London Bridge

In the summer of 1263, a populist reformer named Simon de Montfort led an armed uprising against King Henry III and Queen Eleanor of Provence. As his troops approached London, de Montfort’s supporters went on a rampage in the capital. They targeted ministers, officials, foreigners. As the most visible foreigner in the realm, the queen was singled out as the cause of all the trouble. The violence grew so threatening that Henry and Eleanor decided she would be safer upriver at Windsor.

The craft she boarded at Tower wharf headed in the direction of London Bridge. Back when she first came to London, in 1236, Eleanor was welcomed with a glittering parade. Now, as her boat approached London Bridge, a crowd on it pelted her and the oarsmen with stones and rubbish, calling her a whore and other bits of invective. The mayor of London supported the insurrection, but understood that if the queen went down to the bottom of the Thames, his head would soon follow. He intervened with his militia and conveyed her to the safety of St Paul’s.

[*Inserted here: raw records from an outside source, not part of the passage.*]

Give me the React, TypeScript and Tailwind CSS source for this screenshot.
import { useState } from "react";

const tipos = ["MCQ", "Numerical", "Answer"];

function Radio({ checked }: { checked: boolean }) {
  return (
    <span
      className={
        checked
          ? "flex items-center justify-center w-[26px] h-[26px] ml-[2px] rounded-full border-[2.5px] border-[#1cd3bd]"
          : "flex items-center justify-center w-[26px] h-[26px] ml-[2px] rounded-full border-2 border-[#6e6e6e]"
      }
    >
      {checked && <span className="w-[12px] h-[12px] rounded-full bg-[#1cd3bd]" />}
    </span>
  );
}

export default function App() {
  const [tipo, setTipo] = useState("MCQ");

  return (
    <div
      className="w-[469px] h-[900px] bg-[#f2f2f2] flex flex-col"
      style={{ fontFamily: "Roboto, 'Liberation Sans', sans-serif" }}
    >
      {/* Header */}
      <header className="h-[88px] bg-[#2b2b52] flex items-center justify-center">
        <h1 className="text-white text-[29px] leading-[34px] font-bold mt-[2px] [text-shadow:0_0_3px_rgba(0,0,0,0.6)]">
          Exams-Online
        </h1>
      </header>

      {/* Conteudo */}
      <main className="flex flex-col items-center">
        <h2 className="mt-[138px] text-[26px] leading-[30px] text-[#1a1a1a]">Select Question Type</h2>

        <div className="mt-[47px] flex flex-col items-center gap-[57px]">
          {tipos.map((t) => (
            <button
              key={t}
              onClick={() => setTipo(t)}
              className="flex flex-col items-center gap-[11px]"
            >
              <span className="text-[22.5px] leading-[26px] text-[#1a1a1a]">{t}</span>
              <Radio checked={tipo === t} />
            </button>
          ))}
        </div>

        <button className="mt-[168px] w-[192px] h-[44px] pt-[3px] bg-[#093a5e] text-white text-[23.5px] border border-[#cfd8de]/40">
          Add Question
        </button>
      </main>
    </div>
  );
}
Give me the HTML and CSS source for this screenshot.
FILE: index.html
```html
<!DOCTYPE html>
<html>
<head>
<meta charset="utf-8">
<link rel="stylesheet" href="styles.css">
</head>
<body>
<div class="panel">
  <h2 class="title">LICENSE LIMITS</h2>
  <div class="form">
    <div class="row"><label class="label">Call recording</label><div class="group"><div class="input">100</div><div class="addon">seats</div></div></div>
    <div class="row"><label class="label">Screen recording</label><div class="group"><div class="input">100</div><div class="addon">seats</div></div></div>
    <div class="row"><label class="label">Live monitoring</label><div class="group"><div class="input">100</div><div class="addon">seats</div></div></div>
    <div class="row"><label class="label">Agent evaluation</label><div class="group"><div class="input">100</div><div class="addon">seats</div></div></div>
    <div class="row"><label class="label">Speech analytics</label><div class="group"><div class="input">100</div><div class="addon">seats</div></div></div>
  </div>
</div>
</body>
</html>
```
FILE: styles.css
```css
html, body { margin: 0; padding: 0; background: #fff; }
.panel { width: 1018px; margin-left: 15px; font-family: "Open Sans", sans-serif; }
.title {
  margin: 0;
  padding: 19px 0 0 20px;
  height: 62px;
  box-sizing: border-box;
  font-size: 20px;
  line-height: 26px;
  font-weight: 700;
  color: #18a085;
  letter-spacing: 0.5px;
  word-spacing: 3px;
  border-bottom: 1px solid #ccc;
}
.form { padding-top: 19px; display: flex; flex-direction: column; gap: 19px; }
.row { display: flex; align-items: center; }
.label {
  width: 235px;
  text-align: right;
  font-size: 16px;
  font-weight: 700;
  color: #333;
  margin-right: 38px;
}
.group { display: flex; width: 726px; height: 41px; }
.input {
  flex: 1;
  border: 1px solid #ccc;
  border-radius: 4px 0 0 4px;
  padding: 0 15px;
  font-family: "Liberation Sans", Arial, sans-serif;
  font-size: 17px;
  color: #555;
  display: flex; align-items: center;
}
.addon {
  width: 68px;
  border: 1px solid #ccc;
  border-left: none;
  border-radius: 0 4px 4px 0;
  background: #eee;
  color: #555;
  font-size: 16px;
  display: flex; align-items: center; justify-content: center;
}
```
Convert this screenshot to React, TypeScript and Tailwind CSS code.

The attack on the queen shocked Europe. Her husband, always forgiving of his political opponents, would make them pay when the time came, but it was their son Edward who struck first. During the war raging outside the capital, he found himself facing troops recruited in London, many of them unarmed street dwellers. He and his knights mowed them down with extreme malice, but in doing so, he left the battlefield. His desire for vengeance gave de Montfort the opening he needed to win the war.

For the next year the royal family were captives of his regime. Eleanor was in France at the time and did not return until de Montfort had been defeated and killed and his supporters disinherited. In the most symbolic act of his harsh measures, the king gave control over London Bridge to his wife. The queen was now master of one of the most vital links in the realm. For the next five years, she collected rents and tolls from the bridge but put none of that money into repairs, despite pleas from city officials.

Eleanor of Provence became the proverbial My Fair Lady of ‘London Bridge is falling down’. She had proved a capable and generous ruler in the past – indeed, she was the first woman ever to convene parliament – but the attack on the capital and her personally had left her shaken and vindictive, and she was quite willing to risk irreparable harm just to have her revenge. Timeless human folly, it seems.